Receta Szechuan Braised Meatballs
Goodness, I love meatballs. But first, a desperate plea to my fellow food bloggers.
Can you please, PLEASE, stop posting such an overabundance of delicious-looking, earthy, seasonal recipes? Just for maybe, like, one day. That's all I need.
You see, my brain is in complete overload. I can't keep up with all of the apple, butternut squash, pumpkin, walnut, turkey, molasses, and ginger recipes that you've been sharing with me.
The situation is that the soup, stew, stuffed pork loin, chili, cookie and apple pie recipes are piling up over here, making me feel like such an underachiever for letting them linger out there unmade. I really can't handle that.
From old and cherished to new and funky, I want to make it all.
In fact, I'm seriously considering calling in sick to whip up everything in my refrigerator, with a little help from the seasonal ingredient display at the grocery store, until I feel as accomplished as you all appear.
True, calling in sick wouldn't technically be lying. Har har.
But please, for the sake of my sanity (and my employment status), help a girl out and take the day off tomorrow so I can catch up with you.
Phew. Thanks.
Where was I? Oh yes, meatballs!
I have to admit, I have never made an Asian-style meatball before. Usually my kind of meatball is covered in zesty tomato sauce and piled high on top of spaghettiiiiii, all covered with cheeeeeese. (Too much?)
But, in the spirit of trying new things, I'm trying a new thing. While these meatballs technically don't address my obsessive need burning desire to bake and roast all things autumn, braising is all the rage right now as a cool-weather cooking method in which meat is cooked partially covered with liquid, and then simmered slowly at a low temperature. See? I'm one leg up already.
These meatballs came out incredibly moist and spicy, while the sauce was thick and hearty with just the right amount of tang. I served them over soba noodles with steamed broccoli on the side for a complete meal.

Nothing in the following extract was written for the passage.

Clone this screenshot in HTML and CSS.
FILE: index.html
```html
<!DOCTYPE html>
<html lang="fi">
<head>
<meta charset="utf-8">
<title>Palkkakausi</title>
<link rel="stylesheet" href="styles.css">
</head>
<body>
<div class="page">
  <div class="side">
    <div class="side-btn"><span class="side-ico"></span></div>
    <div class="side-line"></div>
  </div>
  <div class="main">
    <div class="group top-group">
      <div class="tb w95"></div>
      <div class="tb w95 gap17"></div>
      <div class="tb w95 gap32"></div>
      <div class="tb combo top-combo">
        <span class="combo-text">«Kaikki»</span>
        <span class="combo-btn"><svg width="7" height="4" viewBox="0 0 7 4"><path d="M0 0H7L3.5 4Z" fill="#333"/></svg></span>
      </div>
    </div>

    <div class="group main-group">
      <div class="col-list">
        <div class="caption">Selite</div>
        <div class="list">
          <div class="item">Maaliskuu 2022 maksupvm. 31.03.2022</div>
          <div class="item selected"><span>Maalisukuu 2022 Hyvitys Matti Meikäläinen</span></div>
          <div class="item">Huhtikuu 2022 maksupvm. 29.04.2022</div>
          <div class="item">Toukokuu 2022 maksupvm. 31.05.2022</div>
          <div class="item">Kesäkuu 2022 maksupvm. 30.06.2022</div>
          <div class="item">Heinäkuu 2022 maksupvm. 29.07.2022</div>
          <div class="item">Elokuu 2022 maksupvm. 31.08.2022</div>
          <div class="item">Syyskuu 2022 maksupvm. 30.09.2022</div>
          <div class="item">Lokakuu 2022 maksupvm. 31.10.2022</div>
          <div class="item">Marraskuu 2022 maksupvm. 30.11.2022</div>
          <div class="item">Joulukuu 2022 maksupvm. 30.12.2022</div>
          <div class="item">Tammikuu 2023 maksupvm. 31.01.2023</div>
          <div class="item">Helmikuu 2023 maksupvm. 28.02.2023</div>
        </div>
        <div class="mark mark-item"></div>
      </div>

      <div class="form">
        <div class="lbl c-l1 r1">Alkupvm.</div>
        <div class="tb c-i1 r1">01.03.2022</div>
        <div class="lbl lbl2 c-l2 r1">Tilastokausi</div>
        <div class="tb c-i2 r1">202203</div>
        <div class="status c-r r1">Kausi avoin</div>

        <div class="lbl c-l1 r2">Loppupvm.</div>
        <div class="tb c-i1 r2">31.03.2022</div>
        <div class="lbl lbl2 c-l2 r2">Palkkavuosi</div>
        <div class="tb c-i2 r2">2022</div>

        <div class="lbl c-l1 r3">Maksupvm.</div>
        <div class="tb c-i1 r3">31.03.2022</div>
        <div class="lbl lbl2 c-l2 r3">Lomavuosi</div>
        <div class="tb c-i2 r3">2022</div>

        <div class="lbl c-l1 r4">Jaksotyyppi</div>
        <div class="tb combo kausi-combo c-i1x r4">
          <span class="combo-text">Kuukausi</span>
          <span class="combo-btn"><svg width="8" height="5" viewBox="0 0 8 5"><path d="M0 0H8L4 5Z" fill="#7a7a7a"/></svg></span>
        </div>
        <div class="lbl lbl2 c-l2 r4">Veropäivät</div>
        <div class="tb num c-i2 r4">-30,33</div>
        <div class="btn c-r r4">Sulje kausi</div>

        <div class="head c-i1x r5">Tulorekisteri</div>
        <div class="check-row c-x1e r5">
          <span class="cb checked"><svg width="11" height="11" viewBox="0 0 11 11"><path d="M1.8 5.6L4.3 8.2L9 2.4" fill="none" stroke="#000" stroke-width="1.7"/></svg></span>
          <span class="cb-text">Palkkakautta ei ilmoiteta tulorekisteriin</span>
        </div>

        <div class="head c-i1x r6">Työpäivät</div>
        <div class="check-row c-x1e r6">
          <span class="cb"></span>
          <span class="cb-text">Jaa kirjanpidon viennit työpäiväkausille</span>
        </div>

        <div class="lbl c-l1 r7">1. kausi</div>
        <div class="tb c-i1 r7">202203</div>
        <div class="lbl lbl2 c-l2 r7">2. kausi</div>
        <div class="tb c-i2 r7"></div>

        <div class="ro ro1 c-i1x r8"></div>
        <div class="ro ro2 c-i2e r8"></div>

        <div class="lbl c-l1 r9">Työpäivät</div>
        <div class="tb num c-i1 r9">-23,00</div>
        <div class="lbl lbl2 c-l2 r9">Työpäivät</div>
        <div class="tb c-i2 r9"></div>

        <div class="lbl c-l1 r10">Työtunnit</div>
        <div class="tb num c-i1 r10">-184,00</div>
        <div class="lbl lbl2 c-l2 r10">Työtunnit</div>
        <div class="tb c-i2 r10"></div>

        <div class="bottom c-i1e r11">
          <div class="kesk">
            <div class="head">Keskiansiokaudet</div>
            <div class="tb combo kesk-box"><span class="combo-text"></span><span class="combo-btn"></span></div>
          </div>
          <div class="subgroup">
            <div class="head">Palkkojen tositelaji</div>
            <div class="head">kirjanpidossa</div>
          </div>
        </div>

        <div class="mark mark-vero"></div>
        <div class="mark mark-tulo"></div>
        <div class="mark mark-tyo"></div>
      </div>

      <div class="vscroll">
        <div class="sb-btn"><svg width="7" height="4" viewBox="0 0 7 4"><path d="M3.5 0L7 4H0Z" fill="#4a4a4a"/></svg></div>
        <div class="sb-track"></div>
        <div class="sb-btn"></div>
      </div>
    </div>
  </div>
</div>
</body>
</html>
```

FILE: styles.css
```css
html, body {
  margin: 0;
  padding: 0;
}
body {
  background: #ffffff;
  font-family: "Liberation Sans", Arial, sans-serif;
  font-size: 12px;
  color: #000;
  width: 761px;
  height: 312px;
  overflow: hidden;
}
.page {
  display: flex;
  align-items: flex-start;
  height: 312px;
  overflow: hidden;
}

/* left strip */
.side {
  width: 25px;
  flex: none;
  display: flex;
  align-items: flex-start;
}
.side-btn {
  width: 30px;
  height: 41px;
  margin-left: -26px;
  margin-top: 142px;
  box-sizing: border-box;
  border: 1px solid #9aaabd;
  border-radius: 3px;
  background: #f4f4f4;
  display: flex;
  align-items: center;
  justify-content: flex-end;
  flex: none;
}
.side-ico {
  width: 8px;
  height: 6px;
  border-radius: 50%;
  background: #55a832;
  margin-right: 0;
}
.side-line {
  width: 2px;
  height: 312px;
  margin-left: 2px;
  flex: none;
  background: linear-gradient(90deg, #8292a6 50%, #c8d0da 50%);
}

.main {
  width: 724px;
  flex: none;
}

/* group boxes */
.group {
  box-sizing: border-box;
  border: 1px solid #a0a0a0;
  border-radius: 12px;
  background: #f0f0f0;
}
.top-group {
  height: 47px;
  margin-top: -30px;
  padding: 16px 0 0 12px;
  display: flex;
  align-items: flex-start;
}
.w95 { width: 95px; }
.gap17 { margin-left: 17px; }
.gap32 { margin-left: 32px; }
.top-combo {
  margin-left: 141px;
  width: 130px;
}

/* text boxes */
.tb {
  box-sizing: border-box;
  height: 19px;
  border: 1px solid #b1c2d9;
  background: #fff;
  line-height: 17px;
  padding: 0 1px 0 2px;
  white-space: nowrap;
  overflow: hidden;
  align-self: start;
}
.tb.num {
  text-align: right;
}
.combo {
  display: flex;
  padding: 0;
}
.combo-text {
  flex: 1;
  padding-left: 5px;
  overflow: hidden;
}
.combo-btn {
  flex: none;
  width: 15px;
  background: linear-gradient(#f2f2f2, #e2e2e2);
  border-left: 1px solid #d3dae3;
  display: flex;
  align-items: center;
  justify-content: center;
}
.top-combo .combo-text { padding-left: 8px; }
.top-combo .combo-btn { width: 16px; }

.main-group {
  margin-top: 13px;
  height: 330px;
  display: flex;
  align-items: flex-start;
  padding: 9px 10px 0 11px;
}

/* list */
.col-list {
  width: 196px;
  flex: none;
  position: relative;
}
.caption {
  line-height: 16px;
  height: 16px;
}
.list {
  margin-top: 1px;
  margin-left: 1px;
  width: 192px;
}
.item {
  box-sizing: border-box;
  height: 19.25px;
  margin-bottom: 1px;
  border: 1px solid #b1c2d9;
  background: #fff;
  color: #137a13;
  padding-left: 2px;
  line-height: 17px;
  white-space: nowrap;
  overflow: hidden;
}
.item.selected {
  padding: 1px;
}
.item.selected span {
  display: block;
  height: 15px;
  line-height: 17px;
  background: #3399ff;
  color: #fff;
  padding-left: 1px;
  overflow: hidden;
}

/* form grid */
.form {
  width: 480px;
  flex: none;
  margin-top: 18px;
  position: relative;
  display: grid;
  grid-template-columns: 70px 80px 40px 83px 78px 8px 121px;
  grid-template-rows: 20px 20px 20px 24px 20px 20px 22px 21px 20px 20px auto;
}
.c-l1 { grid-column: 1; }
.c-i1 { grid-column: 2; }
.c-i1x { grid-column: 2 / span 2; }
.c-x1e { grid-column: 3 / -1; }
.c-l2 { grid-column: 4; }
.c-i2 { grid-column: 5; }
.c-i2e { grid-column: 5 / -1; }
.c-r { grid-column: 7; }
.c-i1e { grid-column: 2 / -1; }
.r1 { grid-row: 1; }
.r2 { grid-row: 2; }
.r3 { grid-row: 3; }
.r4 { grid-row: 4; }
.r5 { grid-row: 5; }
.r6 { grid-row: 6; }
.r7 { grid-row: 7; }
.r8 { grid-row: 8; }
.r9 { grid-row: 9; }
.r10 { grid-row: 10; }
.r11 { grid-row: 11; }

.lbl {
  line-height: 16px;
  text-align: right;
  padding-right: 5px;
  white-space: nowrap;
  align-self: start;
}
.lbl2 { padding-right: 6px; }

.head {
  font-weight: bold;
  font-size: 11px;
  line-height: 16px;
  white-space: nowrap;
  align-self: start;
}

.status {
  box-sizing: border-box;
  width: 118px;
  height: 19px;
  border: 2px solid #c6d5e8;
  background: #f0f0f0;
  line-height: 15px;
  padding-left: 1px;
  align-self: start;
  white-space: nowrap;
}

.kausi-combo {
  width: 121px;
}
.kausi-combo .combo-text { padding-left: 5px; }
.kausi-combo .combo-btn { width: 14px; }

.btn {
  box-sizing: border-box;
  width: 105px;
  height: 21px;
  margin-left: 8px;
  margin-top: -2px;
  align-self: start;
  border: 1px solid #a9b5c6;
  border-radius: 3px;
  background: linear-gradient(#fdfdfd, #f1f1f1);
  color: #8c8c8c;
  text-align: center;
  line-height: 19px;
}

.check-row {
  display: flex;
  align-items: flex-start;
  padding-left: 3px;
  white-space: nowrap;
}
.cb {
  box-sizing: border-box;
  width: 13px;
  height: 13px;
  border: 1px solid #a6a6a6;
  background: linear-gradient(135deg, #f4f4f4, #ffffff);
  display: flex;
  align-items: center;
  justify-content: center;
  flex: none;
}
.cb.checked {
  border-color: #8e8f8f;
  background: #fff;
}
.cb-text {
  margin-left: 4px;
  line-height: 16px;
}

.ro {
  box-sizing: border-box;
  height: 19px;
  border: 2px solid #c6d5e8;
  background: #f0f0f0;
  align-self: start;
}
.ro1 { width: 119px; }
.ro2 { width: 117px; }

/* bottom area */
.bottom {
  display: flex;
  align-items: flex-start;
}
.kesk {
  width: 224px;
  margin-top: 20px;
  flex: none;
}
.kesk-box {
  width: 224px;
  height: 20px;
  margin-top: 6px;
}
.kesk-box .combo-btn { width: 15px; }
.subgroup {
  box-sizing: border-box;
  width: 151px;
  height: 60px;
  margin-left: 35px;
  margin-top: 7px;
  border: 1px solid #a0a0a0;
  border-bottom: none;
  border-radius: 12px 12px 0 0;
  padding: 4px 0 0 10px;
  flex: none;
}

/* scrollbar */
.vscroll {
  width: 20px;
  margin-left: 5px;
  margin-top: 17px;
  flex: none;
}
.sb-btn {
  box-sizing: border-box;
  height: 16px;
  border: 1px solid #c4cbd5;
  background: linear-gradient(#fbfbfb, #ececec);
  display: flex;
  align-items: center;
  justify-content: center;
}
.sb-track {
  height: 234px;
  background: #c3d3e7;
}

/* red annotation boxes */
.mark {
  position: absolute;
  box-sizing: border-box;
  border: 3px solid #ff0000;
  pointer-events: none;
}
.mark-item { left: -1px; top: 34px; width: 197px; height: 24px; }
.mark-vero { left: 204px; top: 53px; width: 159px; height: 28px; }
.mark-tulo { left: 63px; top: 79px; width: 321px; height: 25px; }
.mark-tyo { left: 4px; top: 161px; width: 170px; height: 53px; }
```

Now, if you'll excuse me, I must get back to plotting apple pie charts (get it?!) and making graphical summaries of pumpkin puree vs. butternut squash usage over time for future posts. Stay tuned.
Szechuan Braised Meatballs
Yields 4 servings
Ingredients:
- 1 lb 93% lean ground beef
- 1 5-6 oz can water chestnuts, rinsed and finely chopped
- 2 tsp plus 1 tbs corn starch, divided
- Salt/pepper
- 1/8 tsp cinnamon
- 1/4 tsp fennel seeds
- 1 c reduced fat beef broth
- 4 tsp canola oil, divided
- 2 cloves garlic, minced
- 1/2 tsp crushed red pepper
- 1/4 c Szechuan stir-fry sauce
- 4 cups cabbage, shredded
- 2 scallions, sliced (optional)
Preparation:
Gently mix beef, water chestnuts, 2 tsp cornstarch, salt/pepper, cinnamon, and fennel in a medium bowl until combined.
Shape the mixture into 12 balls (about 2 tbs each to make 1 1/2-inch meatballs).
Whisk the broth and the remaining 1 tbs cornstarch in a small bowl until smooth.
Add 2 tsp of the oil in a large skillet or wok over medium-high heat. Add the meatballs and cook, turning once, until brown, about 3 minutes total. Remove to a plate.
Add the remaining 2 tsp oil to the skillet. Add the garlic and crushed red pepper, stirring to cook until fragrant, about 30 seconds. Add the reserved broth mixture, Szechuan sauce, and cabbage. Cook, stirring, until the cabbage is just wilted, about 2 minutes.
Reduce the heat to a simmer, add back in the meatballs, cover, and cook until the sauce is thickened and the meatballs are cooked through, 8-10 minutes.
Serve the meatballs over Chinese noodles, pasta, or rice, and sprinkle with scallions.